The proof of (a) is by induction. There is not quite increase always, since $x_1=0$. But we can compute a step further, and show that $x_2\gt x_1$ and $y_2\gt y_1$.
Assume that $k \ge 1$, and $x_{k+1}\gt x_k$ and $y_{k+1}\gt y_k$. We prove that $x_{k+2}\gt y_{k+1}$ and $y_{k+2}\gt y_{k+1}$.

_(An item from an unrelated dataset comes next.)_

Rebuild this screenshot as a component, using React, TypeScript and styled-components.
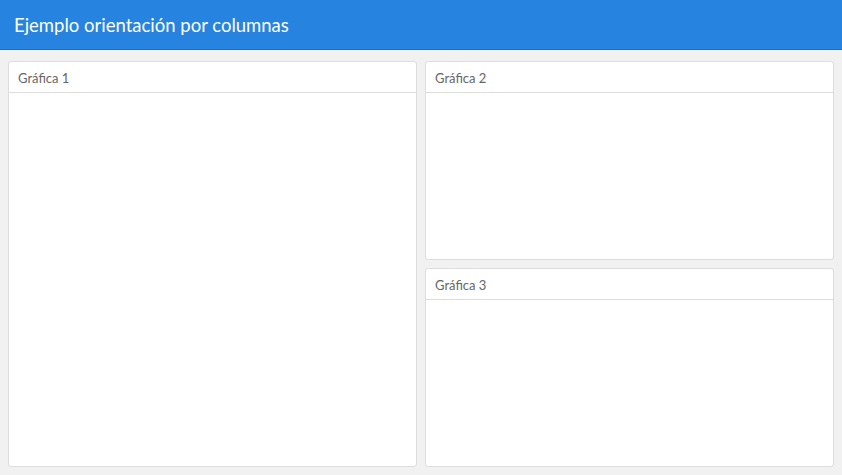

This is relatively easy. For ease of typing, we deal with the $y$'s. We have $y_{k+2}=\frac{x_{k+1}+y_{k+1}+1}{3}$. But by the induction assumption, we have $x_{k+1}\gt x_k$ and $y_{k+1}\gt y_k$. It follows that $y_{k+2}=\frac{x_{k+1}+y_{k+1}}{3}\gt \frac{x_k+y_k+1}{3}=y_{k+1}.$
The argument for $x_{k+2}$ is very similar.
For boundedness, we prove by induction that $x_n \lt 1$ and $y_n \lt 1$ for all $n$. The two inuction steps are quite straightforward.

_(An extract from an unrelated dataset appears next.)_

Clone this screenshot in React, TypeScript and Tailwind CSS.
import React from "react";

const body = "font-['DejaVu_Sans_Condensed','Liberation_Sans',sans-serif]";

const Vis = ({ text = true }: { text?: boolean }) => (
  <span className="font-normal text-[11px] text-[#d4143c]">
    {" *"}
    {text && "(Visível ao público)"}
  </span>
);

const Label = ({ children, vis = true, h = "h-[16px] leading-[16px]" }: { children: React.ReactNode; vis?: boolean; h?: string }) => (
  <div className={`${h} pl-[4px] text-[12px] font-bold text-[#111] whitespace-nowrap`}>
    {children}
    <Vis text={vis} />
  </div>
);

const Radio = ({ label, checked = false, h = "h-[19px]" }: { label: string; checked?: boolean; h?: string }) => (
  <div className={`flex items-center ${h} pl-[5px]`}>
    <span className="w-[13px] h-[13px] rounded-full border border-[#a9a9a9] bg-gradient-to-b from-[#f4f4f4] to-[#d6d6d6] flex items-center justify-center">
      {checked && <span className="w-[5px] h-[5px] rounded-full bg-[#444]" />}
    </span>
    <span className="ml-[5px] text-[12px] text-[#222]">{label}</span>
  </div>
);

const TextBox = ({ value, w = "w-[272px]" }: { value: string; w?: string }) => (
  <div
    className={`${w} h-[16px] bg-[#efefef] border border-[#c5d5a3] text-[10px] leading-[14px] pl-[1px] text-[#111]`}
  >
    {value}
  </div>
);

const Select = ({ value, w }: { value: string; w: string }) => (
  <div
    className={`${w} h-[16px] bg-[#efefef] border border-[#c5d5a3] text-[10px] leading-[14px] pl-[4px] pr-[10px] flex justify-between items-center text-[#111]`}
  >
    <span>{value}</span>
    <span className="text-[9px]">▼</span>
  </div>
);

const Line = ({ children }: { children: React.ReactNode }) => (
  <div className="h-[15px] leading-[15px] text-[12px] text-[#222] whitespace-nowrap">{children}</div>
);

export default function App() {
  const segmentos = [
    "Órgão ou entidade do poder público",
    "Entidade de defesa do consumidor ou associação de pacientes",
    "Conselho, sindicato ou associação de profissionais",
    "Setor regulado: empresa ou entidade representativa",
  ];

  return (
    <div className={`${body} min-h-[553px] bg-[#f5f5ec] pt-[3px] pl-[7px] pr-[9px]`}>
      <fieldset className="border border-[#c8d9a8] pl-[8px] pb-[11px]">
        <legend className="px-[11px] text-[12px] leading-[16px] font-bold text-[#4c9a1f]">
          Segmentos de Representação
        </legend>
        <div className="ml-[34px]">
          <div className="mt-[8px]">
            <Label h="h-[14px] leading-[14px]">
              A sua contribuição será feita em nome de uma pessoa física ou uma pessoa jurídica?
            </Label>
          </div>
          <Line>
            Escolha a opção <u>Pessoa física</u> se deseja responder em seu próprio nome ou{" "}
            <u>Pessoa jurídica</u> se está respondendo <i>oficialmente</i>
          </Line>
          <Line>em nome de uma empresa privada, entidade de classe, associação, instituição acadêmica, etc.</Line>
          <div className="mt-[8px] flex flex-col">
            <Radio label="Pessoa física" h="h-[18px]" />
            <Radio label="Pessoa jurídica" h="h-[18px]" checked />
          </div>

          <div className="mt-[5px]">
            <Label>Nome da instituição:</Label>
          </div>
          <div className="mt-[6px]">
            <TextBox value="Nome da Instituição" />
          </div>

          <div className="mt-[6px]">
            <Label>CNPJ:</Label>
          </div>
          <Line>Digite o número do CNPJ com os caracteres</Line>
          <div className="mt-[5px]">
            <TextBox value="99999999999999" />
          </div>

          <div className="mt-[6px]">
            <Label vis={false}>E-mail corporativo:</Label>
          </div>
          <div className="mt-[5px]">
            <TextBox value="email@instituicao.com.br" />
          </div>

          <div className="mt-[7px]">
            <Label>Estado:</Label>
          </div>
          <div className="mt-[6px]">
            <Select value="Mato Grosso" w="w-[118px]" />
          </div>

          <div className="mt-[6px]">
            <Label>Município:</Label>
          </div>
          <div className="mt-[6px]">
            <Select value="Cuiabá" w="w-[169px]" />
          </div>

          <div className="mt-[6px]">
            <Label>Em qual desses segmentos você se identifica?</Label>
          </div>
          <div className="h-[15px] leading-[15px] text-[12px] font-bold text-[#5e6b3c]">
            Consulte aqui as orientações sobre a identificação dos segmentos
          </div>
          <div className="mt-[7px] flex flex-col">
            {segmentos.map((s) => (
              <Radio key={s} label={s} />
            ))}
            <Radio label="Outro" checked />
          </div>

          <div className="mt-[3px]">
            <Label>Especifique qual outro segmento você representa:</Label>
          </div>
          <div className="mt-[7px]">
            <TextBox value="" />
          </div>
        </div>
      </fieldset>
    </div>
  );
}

Because our two sequences $(x_n)$ and $(y_n)$ are non-decreasing and bounded above, they each have a limit.
As to the limits, if $x$ is the limit of the $x_n$, and $y$ is the limit of the $y_n$, we have $x=\sqrt{\frac{x^2+2y^2}{4}}$ and $y=\frac{x+y+1}{3}$. If we square both sides of the first equation, we obtain an expression of $y$ in terms of $x$. Substituting for $x$ in the second equation, we find $y$. Then we compute $x$.